Borders salmon fishing museum nets £10,000 cash boost

A forthcoming tourist attraction is hoping to see visitors streaming in once it opens its doors this spring, having netted another £10,000 in funding.

Wednesday, 12th February 2020, 1:35 pm
Alastair Brooks, Bill Quarry, Morag Hume and Eoin Fairgrieve from the Kelso Salmon Fishing Museum project.

The River Tweed Salmon Fishing Museum, set to open in the old tourist information room in Kelso Town Tall this May, has been given that money from Scottish Borders Council’s community fund.

Volunteers behind the attraction have already landed thousands of pounds of public funding and private donations, but that latest boost is vital to get things moving.

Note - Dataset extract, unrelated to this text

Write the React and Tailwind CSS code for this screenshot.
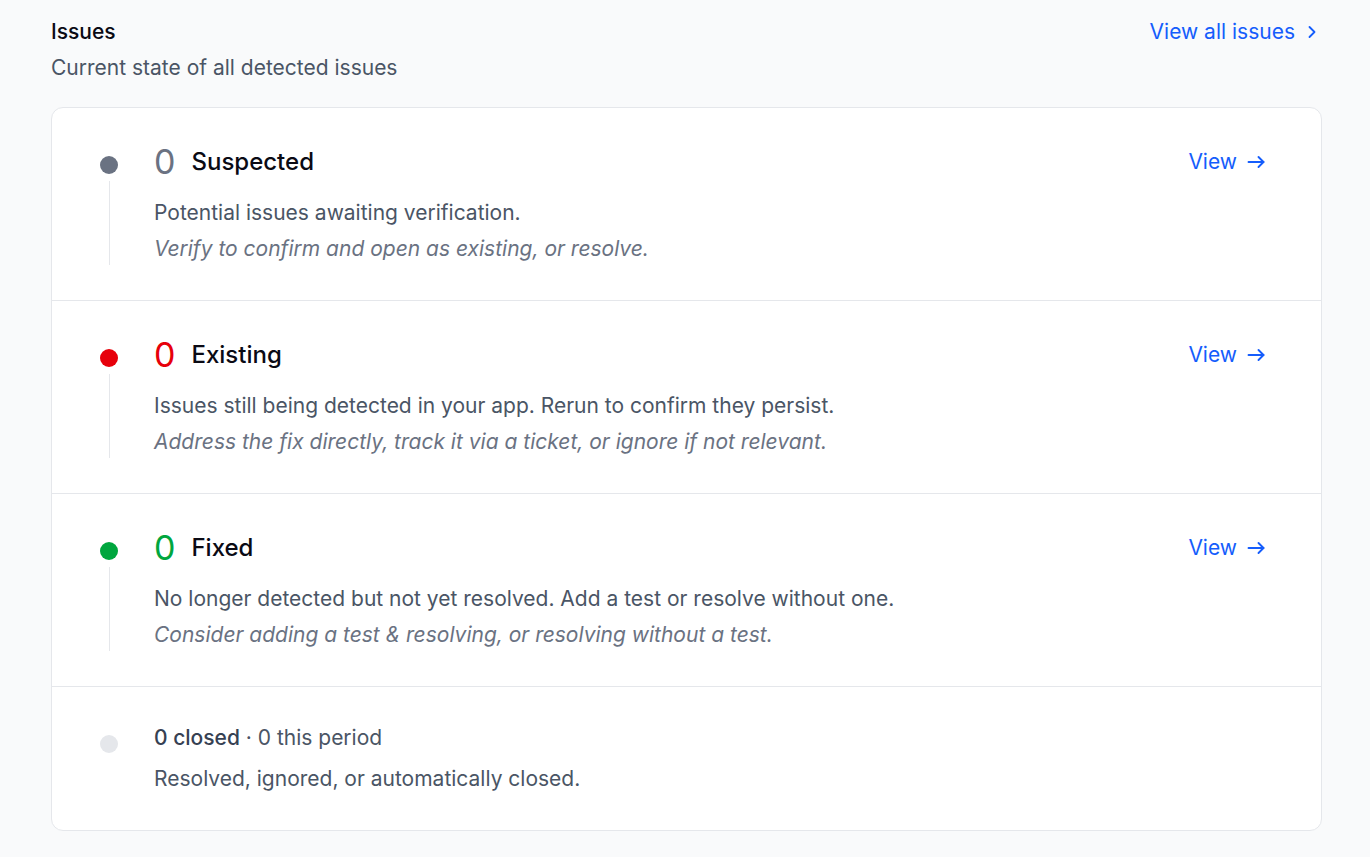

Fishing fan, project volunteer and local author Bill Quarry said: “We have now raised around £75,000, and the fitting-out works are going on in the town hall now.

“The museum should be complete by the end of March.

“We are getting a good response for manning and hope to open to the public in May.”

The museum, to be open free of charge seven days a week for 10 months of the year, is expected to pull in between 10,000 and 15,000 visitors locally, nationally and internationally each year.

Kelso councillor Euan Robson backed its funding plea at this month’s meeting of the council’s Cheviot area partnership meeting.

“It’s something that is going to be very positive for the area,” he said.

“There’s a huge volunteer effort gone into it, and it’s a project the likes of which Kelso hasn’t seen before.

“It’s going to be really worthwhile and certainly worth us providing the amount requested.

“It is all speculative, but if we don’t back it, we may never know.

“The general view of the community is that this will succeed.”

His counterpart Tom Weatherston added: “It’s in a prime location. It would have been absolutely terrible if that building had been left empty.

“I am quite confident that the people running this are quite capable of making it a success. They have so many different exhibits lined up already, it’s going to make an excellent museum.”

Scottish Borders Council approved a planning application for the fishing heritage centre to be created in rooms occupied by a VisitScotland tourist information centre until November 2017.

The permanent museum will celebrate the River Tweed and Kelso’s role in developing the sport of fishing for Atlantic salmon over the years.

It will be decked out like an old fishing bothy, displaying up to 1,500 artefacts and documents.